S October 22, 2010 7:11 AM

And you can bet it’s still just as easy to change someone’s Apple ID (or other) password from their PC without knowing it anyway. How many people save their password in their email client? Send a password reset from the web site, open up the email client…

Or just install a key logger.

Yes, it’s a flaw; it should never have been released like this even in a beta. Giant it isn’t though.

Leave your workstation unattended, unlocked in an insecure environment and bad things can happen.

bob October 22, 2010 7:54 AM

@Jon

If you have physical access to the machine you always have access to everything on the machine unless there’s disk encryption. Admin passwords are to stop end users doing silly things, they’re not particularly solid security.

Jesus Quintana October 22, 2010 11:36 AM

I remember the ads touting OS X as having legendary security. Laughable man, HAH!

I was gonna hack you on Saturday, now I’m gonna hack you on Wednesday. Nobody’s secure from the Jesus, man!

Lan Colshaw October 22, 2010 12:38 PM

“legendary security” … yes, this was the OS that originally got its software updates across a plain TCP connection. Now that was legendary.

RH October 22, 2010 1:16 PM

Watching Apple’s OS grow from its start as a perfectly secure OS layered with some of the least secure GUI code ever written has been very entertaining. I think they genuinely thought “we’re BSD now, so someone’s taken care of all of the security for us.”
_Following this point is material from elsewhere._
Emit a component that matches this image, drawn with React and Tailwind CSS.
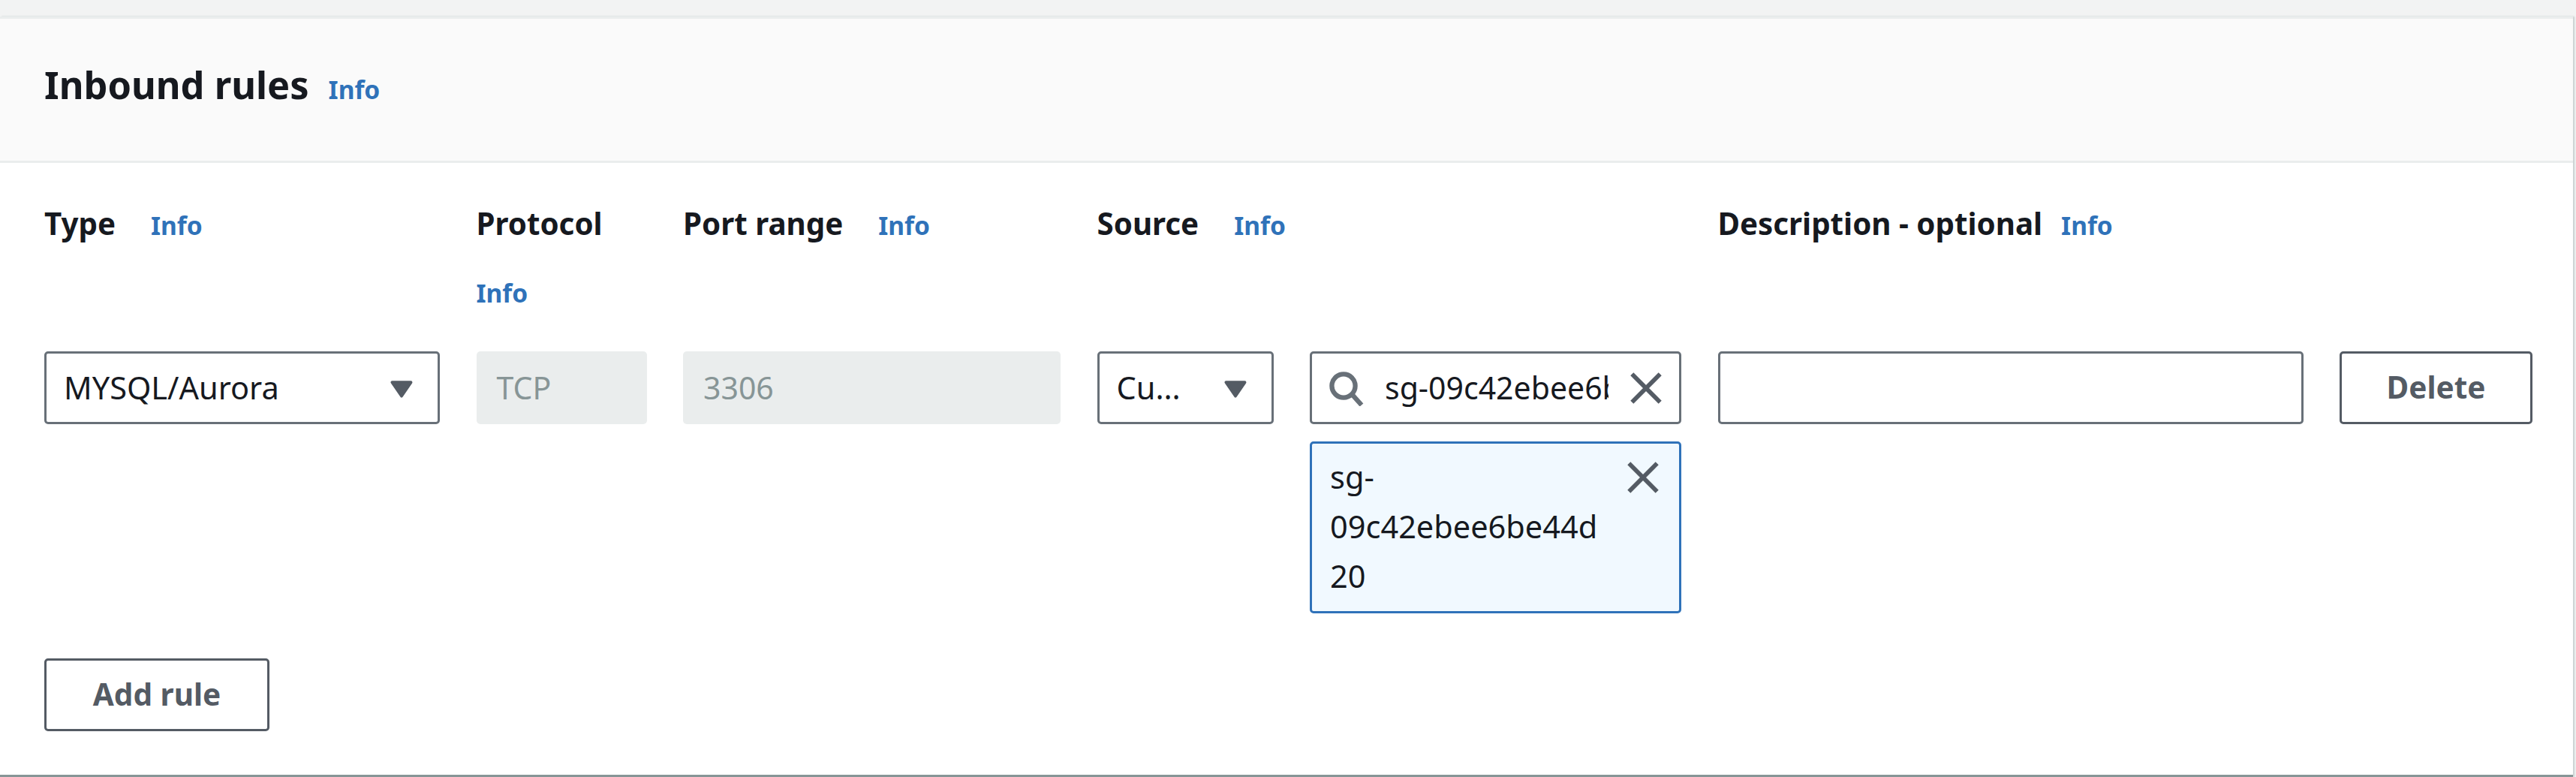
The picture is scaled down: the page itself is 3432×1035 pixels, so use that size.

So while Windows internals are insecure, Mac has secure internals, but every bit of code Apple writes makes it less secure.

wilhelmtell October 22, 2010 7:03 PM

If you try to sign in to facetime with a bad password then facetime will remember that bad password the next time you start it. so you can change the password, sign out, then try to sign in with a bad password and you will keep the user out.

Davi Ottenheimer October 22, 2010 7:47 PM

A fine example of Apple releasing code without a security review; or their security review process is so broken it does not catch basic authentication flaws.

All anyone had to ask was “Can the password can be changed without supplying the existing password?” and FaceTime would have been sent back for remediation. This is a pre-beta question.

It begs the question of other poor practices by the same development team.